# start of Material provided

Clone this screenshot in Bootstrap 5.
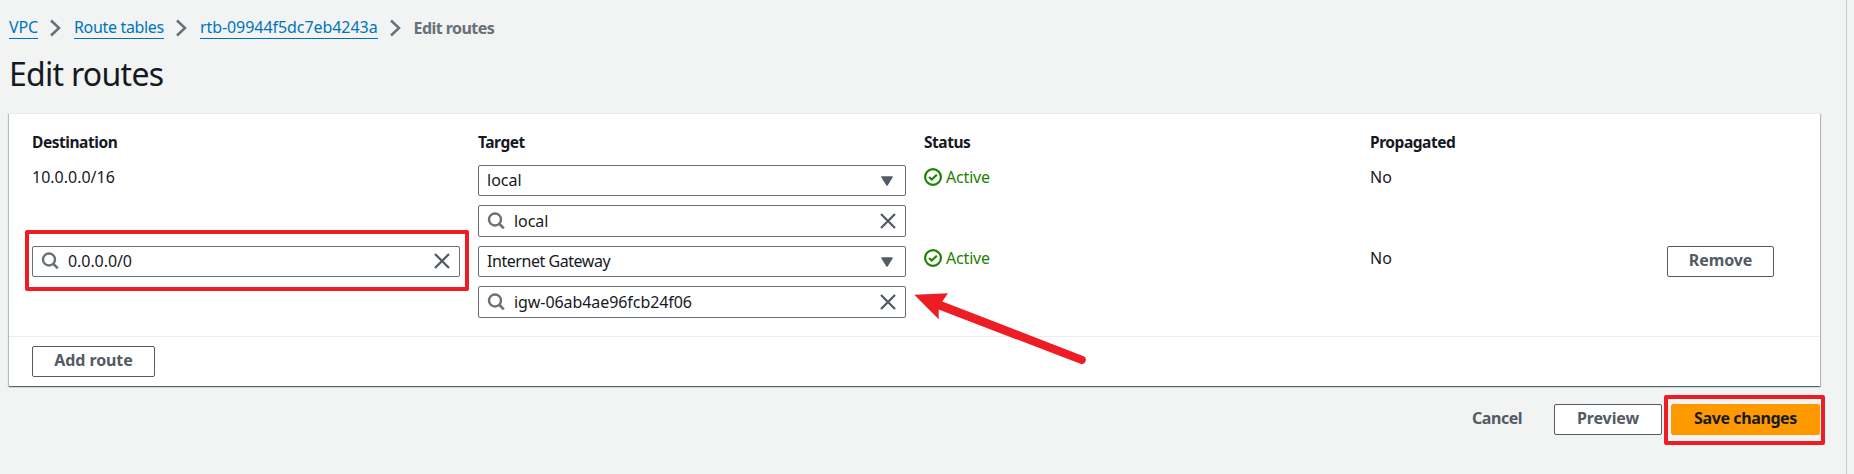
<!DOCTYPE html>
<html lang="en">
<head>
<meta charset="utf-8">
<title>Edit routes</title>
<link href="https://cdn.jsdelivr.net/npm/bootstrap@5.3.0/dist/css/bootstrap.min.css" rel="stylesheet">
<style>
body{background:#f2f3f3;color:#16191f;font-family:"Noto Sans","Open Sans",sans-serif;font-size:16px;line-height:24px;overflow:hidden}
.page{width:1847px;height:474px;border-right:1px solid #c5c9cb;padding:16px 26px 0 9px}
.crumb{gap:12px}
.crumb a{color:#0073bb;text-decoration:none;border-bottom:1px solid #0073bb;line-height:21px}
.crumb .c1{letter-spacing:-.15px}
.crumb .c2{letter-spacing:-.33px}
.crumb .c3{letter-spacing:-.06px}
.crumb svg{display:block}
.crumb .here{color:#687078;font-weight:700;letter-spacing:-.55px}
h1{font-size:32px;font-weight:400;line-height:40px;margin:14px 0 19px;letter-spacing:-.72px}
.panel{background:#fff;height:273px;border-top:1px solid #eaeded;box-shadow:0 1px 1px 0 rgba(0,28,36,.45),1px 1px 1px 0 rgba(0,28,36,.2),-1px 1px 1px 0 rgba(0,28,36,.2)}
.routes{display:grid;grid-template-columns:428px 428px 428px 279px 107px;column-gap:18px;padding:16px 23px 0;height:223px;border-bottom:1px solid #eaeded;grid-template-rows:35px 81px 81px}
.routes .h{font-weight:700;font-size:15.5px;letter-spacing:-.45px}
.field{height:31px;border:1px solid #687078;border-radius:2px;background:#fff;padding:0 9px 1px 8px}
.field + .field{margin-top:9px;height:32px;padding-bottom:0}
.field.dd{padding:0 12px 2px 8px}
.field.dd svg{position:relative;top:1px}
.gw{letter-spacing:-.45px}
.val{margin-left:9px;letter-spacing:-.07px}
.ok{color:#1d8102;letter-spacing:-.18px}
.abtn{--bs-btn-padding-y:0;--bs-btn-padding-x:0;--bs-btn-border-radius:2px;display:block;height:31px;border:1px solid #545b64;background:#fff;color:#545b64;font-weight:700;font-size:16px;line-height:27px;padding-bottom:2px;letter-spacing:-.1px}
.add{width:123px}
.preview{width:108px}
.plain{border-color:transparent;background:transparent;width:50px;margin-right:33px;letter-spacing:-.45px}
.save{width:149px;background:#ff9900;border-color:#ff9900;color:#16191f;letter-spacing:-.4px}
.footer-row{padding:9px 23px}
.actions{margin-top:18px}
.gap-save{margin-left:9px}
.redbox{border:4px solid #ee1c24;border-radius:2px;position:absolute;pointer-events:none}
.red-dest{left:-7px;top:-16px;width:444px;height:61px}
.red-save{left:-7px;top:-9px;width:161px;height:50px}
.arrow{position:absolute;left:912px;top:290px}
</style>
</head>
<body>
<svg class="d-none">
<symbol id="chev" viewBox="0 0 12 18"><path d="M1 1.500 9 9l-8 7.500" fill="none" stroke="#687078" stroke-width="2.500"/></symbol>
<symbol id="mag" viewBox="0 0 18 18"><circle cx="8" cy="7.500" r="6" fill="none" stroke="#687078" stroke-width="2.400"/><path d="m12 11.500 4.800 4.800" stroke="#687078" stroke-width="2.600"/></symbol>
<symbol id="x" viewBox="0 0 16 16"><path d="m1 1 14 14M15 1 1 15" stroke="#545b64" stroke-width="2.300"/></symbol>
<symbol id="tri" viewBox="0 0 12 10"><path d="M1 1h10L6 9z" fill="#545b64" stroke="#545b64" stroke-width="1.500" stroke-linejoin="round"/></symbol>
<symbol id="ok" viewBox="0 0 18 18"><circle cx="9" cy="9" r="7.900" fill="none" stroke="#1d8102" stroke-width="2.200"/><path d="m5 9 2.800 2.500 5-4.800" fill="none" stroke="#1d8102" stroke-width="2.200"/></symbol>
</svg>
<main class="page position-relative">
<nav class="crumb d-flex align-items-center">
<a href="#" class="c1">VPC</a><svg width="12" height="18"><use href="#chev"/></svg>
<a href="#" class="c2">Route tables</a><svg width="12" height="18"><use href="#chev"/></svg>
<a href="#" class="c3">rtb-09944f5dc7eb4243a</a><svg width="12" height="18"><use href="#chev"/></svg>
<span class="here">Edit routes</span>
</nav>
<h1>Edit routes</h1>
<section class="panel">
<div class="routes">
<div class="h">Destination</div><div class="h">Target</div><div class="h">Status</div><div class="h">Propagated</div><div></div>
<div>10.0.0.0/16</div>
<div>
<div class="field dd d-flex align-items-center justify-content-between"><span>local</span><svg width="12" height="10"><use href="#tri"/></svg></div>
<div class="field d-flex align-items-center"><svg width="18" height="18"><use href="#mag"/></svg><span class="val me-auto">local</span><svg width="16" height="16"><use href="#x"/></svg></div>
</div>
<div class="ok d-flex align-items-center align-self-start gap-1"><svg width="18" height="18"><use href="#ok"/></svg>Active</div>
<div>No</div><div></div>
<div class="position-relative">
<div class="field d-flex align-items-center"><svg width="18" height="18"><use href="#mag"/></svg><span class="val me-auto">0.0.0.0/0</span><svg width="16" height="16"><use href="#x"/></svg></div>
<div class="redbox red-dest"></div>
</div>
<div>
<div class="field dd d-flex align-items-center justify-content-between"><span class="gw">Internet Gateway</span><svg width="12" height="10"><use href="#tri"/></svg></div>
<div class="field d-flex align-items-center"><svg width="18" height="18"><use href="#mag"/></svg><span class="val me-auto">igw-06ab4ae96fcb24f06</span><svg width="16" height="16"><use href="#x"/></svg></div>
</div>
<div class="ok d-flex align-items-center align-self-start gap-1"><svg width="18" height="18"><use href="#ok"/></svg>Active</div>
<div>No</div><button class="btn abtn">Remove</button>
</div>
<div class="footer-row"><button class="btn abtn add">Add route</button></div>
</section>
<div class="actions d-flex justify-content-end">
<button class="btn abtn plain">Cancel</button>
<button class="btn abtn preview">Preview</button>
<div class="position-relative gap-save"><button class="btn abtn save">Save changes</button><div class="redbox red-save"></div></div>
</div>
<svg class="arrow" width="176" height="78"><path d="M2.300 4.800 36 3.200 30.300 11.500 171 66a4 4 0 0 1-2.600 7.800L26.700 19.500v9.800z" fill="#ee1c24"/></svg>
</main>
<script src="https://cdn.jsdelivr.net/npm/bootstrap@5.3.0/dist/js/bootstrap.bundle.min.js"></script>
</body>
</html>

# end of Material provided
# start of Material provided

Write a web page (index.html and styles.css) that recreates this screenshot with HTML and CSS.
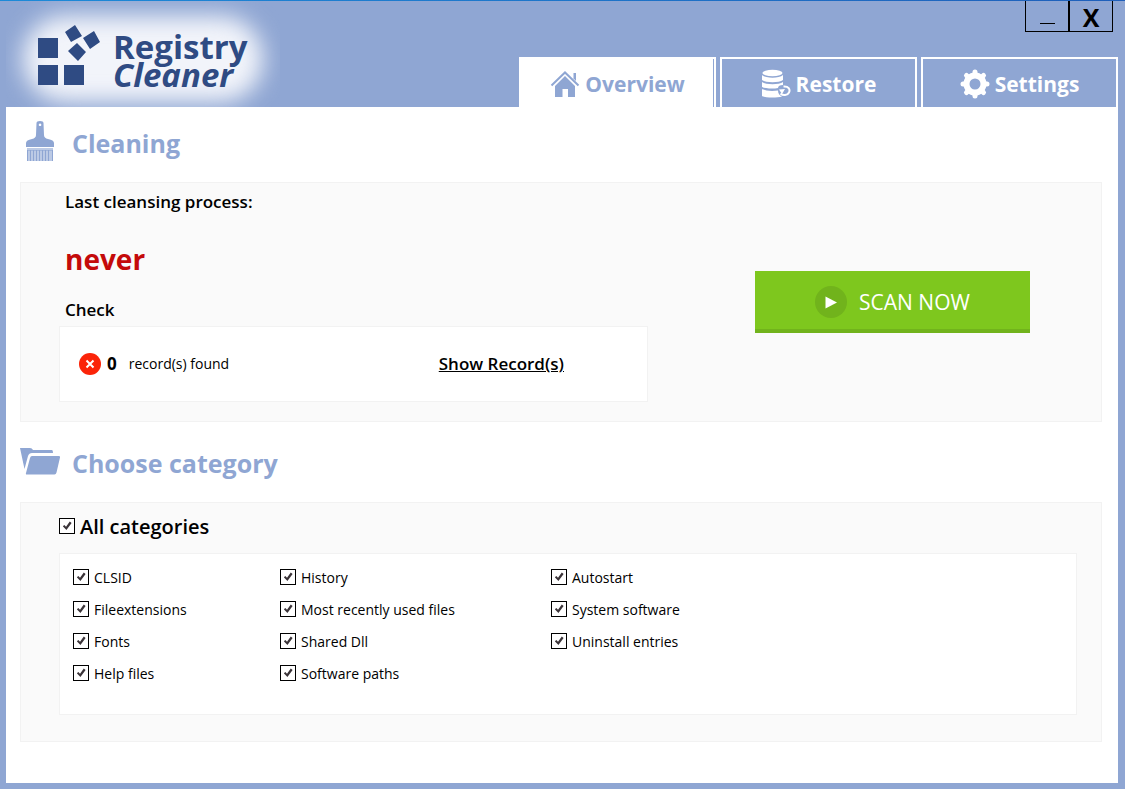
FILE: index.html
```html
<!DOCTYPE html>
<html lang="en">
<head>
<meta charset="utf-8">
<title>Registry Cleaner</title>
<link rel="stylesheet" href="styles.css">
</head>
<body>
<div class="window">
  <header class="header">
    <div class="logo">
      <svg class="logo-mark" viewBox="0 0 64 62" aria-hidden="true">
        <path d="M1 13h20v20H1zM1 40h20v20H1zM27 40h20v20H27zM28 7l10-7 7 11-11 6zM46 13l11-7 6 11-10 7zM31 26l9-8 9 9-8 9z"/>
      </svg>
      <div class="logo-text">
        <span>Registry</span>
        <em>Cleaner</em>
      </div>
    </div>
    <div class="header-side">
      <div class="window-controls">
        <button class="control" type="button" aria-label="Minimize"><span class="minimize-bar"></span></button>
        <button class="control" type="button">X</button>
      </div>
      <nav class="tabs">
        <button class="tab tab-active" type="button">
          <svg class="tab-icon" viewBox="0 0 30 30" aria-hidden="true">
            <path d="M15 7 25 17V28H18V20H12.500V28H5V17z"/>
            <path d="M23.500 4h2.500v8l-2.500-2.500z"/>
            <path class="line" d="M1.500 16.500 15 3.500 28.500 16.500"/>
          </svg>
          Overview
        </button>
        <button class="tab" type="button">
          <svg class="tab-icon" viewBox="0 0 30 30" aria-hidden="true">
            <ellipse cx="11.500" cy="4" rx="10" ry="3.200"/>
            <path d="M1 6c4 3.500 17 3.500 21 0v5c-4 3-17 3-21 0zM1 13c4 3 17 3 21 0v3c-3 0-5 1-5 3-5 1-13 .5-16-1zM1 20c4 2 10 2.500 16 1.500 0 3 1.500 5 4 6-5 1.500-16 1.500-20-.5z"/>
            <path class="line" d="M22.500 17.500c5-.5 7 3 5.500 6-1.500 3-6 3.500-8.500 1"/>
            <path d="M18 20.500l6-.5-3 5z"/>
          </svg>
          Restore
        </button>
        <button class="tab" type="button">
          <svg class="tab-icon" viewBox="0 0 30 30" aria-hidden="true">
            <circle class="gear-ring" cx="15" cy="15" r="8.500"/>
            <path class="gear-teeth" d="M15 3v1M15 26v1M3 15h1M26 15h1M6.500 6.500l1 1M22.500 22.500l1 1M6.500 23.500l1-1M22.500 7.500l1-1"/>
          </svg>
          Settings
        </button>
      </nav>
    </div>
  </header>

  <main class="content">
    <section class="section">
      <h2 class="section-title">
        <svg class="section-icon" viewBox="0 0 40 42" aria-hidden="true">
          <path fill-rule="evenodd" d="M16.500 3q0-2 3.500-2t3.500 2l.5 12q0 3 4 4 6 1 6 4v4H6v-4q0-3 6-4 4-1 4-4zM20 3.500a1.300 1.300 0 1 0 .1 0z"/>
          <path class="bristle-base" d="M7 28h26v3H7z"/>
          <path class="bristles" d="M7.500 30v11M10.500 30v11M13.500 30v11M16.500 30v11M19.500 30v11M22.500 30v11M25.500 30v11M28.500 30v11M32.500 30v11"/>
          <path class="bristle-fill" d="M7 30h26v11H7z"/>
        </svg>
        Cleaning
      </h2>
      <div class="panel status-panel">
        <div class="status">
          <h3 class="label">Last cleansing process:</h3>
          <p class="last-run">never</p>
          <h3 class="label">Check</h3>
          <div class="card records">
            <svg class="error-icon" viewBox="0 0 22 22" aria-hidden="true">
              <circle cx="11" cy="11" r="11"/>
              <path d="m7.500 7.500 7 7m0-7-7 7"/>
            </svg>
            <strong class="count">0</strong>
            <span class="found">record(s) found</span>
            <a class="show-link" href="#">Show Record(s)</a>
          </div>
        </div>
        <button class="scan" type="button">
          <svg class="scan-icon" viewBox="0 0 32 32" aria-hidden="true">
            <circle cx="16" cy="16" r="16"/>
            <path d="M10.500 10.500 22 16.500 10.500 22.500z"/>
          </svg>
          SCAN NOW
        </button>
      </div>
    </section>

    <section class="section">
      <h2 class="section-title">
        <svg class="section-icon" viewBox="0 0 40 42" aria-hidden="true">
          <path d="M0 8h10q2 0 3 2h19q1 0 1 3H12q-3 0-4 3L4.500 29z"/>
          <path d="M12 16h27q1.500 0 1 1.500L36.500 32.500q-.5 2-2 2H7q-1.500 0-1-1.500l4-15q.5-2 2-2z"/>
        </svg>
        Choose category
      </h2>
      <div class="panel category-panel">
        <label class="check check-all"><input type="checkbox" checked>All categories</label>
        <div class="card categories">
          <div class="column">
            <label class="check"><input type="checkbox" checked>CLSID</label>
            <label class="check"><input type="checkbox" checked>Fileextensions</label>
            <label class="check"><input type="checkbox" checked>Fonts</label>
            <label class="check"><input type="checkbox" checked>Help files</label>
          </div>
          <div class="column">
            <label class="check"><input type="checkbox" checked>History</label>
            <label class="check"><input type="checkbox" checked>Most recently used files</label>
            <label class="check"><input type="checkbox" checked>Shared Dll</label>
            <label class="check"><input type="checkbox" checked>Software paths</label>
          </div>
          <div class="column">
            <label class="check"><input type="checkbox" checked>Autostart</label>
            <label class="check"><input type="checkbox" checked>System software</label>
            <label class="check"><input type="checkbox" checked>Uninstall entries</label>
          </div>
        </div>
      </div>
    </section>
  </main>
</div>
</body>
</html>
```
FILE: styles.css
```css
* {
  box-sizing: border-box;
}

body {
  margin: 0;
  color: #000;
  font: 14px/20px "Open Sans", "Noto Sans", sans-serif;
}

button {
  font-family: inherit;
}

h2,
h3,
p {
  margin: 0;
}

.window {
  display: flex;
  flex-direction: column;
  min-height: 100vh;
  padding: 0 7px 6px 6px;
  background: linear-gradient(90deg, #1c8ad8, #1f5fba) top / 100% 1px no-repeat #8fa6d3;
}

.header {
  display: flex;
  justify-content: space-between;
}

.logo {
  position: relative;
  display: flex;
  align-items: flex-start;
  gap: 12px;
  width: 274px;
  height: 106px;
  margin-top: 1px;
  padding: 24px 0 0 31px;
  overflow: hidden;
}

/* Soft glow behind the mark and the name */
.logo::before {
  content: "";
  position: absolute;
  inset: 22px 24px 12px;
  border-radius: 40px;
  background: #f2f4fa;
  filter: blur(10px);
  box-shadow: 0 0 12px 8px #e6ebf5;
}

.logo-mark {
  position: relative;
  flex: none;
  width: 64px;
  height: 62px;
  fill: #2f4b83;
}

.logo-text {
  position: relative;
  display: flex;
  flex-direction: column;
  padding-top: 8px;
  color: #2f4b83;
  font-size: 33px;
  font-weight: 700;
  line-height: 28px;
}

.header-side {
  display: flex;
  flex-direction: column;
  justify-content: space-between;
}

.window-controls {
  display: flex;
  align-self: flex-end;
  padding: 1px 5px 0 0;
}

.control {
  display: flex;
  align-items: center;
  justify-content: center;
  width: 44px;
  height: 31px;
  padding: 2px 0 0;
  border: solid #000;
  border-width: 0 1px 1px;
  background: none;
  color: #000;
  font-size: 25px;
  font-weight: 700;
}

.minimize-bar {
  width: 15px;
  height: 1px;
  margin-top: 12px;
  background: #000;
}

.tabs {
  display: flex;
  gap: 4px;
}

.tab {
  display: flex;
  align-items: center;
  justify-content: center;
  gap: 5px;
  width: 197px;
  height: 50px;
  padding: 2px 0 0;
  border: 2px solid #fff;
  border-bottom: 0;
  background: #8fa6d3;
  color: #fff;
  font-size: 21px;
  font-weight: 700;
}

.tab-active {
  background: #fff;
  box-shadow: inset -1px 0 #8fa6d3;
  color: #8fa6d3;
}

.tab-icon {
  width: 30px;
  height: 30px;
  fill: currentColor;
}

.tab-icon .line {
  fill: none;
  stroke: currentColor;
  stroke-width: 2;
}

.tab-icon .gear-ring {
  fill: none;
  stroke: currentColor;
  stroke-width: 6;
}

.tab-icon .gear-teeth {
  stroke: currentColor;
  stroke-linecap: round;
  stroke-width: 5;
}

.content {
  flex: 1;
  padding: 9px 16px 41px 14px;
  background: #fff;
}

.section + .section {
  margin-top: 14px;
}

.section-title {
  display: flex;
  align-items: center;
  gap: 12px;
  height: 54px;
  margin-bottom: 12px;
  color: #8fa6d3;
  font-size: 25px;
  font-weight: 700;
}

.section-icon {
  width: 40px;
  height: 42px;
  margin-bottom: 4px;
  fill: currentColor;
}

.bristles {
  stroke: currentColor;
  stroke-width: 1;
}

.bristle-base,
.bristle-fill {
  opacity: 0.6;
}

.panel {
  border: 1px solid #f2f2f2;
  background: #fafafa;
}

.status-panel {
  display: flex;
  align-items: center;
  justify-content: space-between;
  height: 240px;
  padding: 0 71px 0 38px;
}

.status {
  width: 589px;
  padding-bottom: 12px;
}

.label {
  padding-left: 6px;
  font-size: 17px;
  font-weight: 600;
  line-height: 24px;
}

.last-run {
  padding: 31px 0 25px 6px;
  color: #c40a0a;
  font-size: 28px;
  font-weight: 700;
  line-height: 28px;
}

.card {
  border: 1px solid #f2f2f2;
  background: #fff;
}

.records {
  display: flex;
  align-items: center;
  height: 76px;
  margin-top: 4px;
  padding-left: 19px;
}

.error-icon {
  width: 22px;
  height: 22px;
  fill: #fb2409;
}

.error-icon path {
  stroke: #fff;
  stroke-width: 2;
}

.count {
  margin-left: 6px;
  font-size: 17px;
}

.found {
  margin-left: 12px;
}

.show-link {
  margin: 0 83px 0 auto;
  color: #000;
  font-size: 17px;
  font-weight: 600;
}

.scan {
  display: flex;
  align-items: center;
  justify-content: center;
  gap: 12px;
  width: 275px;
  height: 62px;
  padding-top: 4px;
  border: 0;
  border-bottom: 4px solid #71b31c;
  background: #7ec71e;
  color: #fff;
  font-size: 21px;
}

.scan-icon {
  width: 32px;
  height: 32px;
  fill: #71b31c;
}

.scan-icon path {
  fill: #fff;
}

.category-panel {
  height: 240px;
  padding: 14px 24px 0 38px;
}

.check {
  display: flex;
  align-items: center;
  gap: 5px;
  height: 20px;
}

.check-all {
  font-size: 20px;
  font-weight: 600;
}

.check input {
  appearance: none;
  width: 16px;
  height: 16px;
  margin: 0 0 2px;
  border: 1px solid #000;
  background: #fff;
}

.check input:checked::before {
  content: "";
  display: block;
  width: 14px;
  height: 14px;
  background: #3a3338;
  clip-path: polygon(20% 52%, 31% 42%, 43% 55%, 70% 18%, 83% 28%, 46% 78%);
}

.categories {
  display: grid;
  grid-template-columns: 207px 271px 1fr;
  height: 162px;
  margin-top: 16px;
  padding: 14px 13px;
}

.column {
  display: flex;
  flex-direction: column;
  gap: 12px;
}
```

# end of Material provided

* **Written exercise**
Return all lines containing the word "screenshot".

* **Task answer**
Clone this screenshot in Bootstrap 5.
Write a web page (index.html and styles.css) that recreates this screenshot with HTML and CSS.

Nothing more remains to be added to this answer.